* **Work to complete**
Every entry that follows needs to be repeated exactly.

** Start Record list **

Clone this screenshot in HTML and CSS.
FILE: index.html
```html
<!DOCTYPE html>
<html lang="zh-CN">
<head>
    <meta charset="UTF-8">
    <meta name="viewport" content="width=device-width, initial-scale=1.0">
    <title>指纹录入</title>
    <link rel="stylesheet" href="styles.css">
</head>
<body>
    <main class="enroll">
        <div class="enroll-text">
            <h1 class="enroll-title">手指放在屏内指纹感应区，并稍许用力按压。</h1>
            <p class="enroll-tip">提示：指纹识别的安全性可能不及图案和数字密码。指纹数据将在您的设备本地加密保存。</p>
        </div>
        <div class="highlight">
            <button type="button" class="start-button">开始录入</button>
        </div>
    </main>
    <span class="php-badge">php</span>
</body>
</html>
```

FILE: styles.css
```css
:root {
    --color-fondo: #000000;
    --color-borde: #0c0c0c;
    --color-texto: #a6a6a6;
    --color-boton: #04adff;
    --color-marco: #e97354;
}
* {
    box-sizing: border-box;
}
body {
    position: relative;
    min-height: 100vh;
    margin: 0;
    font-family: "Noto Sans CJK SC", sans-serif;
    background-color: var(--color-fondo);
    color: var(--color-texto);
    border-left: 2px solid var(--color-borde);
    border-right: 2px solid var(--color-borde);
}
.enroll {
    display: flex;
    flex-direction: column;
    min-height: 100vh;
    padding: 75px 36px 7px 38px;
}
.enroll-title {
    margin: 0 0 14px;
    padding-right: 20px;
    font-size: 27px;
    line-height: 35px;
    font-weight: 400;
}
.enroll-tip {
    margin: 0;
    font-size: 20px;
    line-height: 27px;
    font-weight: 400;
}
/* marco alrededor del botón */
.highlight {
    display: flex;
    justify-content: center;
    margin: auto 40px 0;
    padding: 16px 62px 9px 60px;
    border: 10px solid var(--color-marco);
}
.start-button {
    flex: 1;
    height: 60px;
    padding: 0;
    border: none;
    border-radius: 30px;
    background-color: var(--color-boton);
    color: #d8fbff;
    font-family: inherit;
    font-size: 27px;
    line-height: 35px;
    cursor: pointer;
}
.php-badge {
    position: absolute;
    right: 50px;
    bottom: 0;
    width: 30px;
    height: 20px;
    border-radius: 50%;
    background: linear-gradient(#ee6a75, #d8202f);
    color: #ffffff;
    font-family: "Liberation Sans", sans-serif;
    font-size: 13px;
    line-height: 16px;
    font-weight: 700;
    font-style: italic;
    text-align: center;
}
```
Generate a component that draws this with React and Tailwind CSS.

** End Record list **

* **Solution for this exercise**
Clone this screenshot in HTML and CSS.
FILE: index.html
```html
<!DOCTYPE html>
<html lang="zh-CN">
<head>
    <meta charset="UTF-8">
    <meta name="viewport" content="width=device-width, initial-scale=1.0">
    <title>指纹录入</title>
    <link rel="stylesheet" href="styles.css">
</head>
<body>
    <main class="enroll">
        <div class="enroll-text">
            <h1 class="enroll-title">手指放在屏内指纹感应区，并稍许用力按压。</h1>
            <p class="enroll-tip">提示：指纹识别的安全性可能不及图案和数字密码。指纹数据将在您的设备本地加密保存。</p>
        </div>
        <div class="highlight">
            <button type="button" class="start-button">开始录入</button>
        </div>
    </main>
    <span class="php-badge">php</span>
</body>
</html>
```

FILE: styles.css
```css
:root {
    --color-fondo: #000000;
    --color-borde: #0c0c0c;
    --color-texto: #a6a6a6;
    --color-boton: #04adff;
    --color-marco: #e97354;
}
* {
    box-sizing: border-box;
}
body {
    position: relative;
    min-height: 100vh;
    margin: 0;
    font-family: "Noto Sans CJK SC", sans-serif;
    background-color: var(--color-fondo);
    color: var(--color-texto);
    border-left: 2px solid var(--color-borde);
    border-right: 2px solid var(--color-borde);
}
.enroll {
    display: flex;
    flex-direction: column;
    min-height: 100vh;
    padding: 75px 36px 7px 38px;
}
.enroll-title {
    margin: 0 0 14px;
    padding-right: 20px;
    font-size: 27px;
    line-height: 35px;
    font-weight: 400;
}
.enroll-tip {
    margin: 0;
    font-size: 20px;
    line-height: 27px;
    font-weight: 400;
}
/* marco alrededor del botón */
.highlight {
    display: flex;
    justify-content: center;
    margin: auto 40px 0;
    padding: 16px 62px 9px 60px;
    border: 10px solid var(--color-marco);
}
.start-button {
    flex: 1;
    height: 60px;
    padding: 0;
    border: none;
    border-radius: 30px;
    background-color: var(--color-boton);
    color: #d8fbff;
    font-family: inherit;
    font-size: 27px;
    line-height: 35px;
    cursor: pointer;
}
.php-badge {
    position: absolute;
    right: 50px;
    bottom: 0;
    width: 30px;
    height: 20px;
    border-radius: 50%;
    background: linear-gradient(#ee6a75, #d8202f);
    color: #ffffff;
    font-family: "Liberation Sans", sans-serif;
    font-size: 13px;
    line-height: 16px;
    font-weight: 700;
    font-style: italic;
    text-align: center;
}
```
Generate a component that draws this with React and Tailwind CSS.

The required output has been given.